Michel Friedman: Das hat mir schon meine Mutter beigebracht. Damals, als mir jemand im Streit Du bist doch nur ein Jude nachgerufen hatte. Ich war wütend, verunsichert, verletzt, traurig. Doch meine Mutter sagte mir damals: Tu mir einen Gefallen, hasse nicht. Der Hassende ist vergifteter als der Gehasste, denn der muss 24 Stunden mit dem Hass leben. Ich habe das befolgt: Ich habe noch nie gehasst – und bin deswegen wohl auch fröhlicher und glücklicher als Herr Höcke.

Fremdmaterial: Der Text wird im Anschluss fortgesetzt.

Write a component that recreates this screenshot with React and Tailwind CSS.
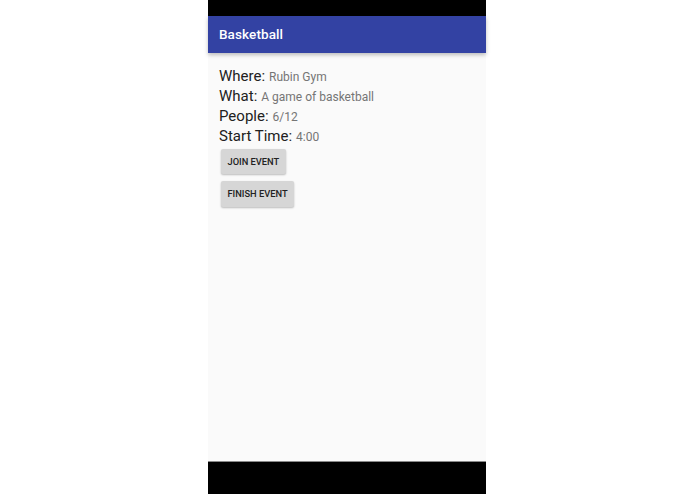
export default function App() {
  const rows = [
    ["Where:", "Rubin Gym"],
    ["What:", "A game of basketball"],
    ["People:", "6/12"],
    ["Start Time:", "4:00"],
  ];
  return (
    <div className="w-[695px] h-[494px] bg-white flex" style={{ fontFamily: "Roboto, 'Noto Sans', sans-serif" }}>
      <div className="ml-[208px] w-[278px] h-full flex flex-col bg-black">
        <div className="h-[16px] bg-black shrink-0" />
        <div className="flex-1 flex flex-col bg-[#fafafa] relative">
          <div className="h-[37px] bg-[#3342a3] flex items-center pl-[11px] shadow-[0_2px_4px_rgba(0,0,0,0.25)] relative z-10">
            <span className="text-white text-[13.5px] font-medium tracking-[0.1px]">Basketball</span>
          </div>
          <div className="flex flex-col pl-[11px] pt-[13px]">
            {rows.map(([k, v]) => (
              <div key={k} className="leading-[20px] h-[20px] whitespace-nowrap">
                <span className="text-[15px] text-[#212121]">{k}</span>{" "}
                <span className="text-[12px] text-[#757575]">{v}</span>
              </div>
            ))}
            <div className="flex flex-col items-start gap-[7px] mt-[3px] ml-[2px]">
              <button className="h-[25px] px-[6.5px] bg-[#d6d6d6] rounded-[2px] shadow-[0_1px_2px_rgba(0,0,0,0.25)] text-[9.3px] font-medium text-[#222]">
                JOIN EVENT
              </button>
              <button className="h-[26px] px-[6.5px] bg-[#d6d6d6] rounded-[2px] shadow-[0_1px_2px_rgba(0,0,0,0.25)] text-[9.3px] font-medium text-[#222]">
                FINISH EVENT
              </button>
            </div>
          </div>
        </div>
        <div className="h-[33px] bg-black shrink-0 border-t border-[#8a8a8a]" />
      </div>
    </div>
  );
}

Michel Friedman: Verheiratet mit Moderatorin Bärbel Schäfer

Julien Michel Friedman (geboren am 25. Februar 1956 in Paris) entstammt einer polnischen Familie jüdischen Glaubens aus Krakau, von der fast alle Mitglieder im Vernichtungslager Auschwitz-Birkenau ermordet wurden. 1948 emigrierten die Eltern nach Paris, 1965 kamen sie nach Frankfurt. 1974 machte Michel Friedman Abitur, studierte Humanmedizin, wechselte nach dem Physikum zur Rechtswissenschaft. Von 2000 bis 2003 war er stellvertretender Vorsitzender des Zentralrats der Juden in Deutschland, von 2001 bis 2003 Präsident des Europäischen Jüdischen Kongresses.

Seit 2016 ist er Honorarprofessor, war bis 2022 Leiter des von ihm mitbegründeten Center for Applied European Studies an der Frankfurt University. Er moderiert u. a. „Auf ein Wort“ bei der Deutschen Welle. Friedman ist seit seinem achtzehnten Lebensjahr deutscher Staatsangehöriger. Er ist seit 2004 mit TV-Moderatorin Bärbel Schäfer (60) verheiratet. Das Paar hat zwei Söhne.